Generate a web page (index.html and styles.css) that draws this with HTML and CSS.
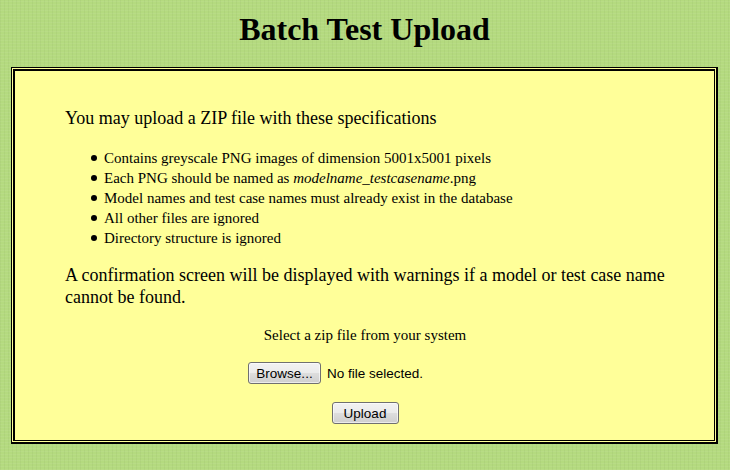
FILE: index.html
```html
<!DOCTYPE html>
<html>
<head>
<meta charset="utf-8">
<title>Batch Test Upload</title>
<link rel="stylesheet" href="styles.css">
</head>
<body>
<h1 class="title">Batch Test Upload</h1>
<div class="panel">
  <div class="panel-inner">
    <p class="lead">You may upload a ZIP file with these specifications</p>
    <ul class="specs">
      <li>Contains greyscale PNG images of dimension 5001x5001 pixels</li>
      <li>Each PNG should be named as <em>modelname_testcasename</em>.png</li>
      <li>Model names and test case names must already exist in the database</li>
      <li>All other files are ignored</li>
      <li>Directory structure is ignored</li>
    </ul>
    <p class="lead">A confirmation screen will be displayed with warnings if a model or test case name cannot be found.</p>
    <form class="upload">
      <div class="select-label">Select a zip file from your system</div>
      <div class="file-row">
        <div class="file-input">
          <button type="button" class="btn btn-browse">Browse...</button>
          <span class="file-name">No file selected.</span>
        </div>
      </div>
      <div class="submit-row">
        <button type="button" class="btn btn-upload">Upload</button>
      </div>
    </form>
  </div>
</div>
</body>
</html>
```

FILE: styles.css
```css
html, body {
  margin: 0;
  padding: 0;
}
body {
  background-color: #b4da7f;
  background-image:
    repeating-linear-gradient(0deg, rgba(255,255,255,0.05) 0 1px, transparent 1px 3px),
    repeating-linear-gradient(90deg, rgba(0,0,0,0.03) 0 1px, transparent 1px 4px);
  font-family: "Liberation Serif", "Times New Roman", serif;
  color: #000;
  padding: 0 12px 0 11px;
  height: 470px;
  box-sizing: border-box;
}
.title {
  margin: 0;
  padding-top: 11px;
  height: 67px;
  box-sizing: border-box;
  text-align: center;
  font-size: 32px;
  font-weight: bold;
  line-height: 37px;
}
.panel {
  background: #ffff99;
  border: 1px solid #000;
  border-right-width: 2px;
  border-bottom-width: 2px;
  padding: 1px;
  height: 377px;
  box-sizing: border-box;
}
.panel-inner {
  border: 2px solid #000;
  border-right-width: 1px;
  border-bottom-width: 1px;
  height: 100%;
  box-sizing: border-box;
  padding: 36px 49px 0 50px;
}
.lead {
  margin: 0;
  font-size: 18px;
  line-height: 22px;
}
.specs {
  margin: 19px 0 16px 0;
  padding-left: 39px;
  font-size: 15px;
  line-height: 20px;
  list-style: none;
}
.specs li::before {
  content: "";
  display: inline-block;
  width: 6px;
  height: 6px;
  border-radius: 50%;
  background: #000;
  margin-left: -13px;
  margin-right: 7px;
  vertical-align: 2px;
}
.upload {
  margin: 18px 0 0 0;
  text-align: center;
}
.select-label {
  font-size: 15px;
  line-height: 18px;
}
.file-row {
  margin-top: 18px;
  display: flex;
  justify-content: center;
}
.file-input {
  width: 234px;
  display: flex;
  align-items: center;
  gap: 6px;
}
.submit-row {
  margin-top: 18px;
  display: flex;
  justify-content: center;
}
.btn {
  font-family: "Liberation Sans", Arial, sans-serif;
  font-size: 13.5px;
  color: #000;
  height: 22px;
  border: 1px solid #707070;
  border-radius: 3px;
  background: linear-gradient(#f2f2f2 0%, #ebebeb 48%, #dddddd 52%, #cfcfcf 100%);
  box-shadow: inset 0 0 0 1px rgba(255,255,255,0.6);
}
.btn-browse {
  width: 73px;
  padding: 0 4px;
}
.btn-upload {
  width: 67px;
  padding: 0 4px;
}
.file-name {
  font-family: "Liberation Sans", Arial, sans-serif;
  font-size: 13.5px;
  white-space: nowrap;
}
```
+ + + + +
Task instructions »
Gather all the lines that include the word "with" and copy them out.

Response to this exercise »
Generate a web page (index.html and styles.css) that draws this with HTML and CSS.
    <p class="lead">You may upload a ZIP file with these specifications</p>
    <p class="lead">A confirmation screen will be displayed with warnings if a model or test case name cannot be found.</p>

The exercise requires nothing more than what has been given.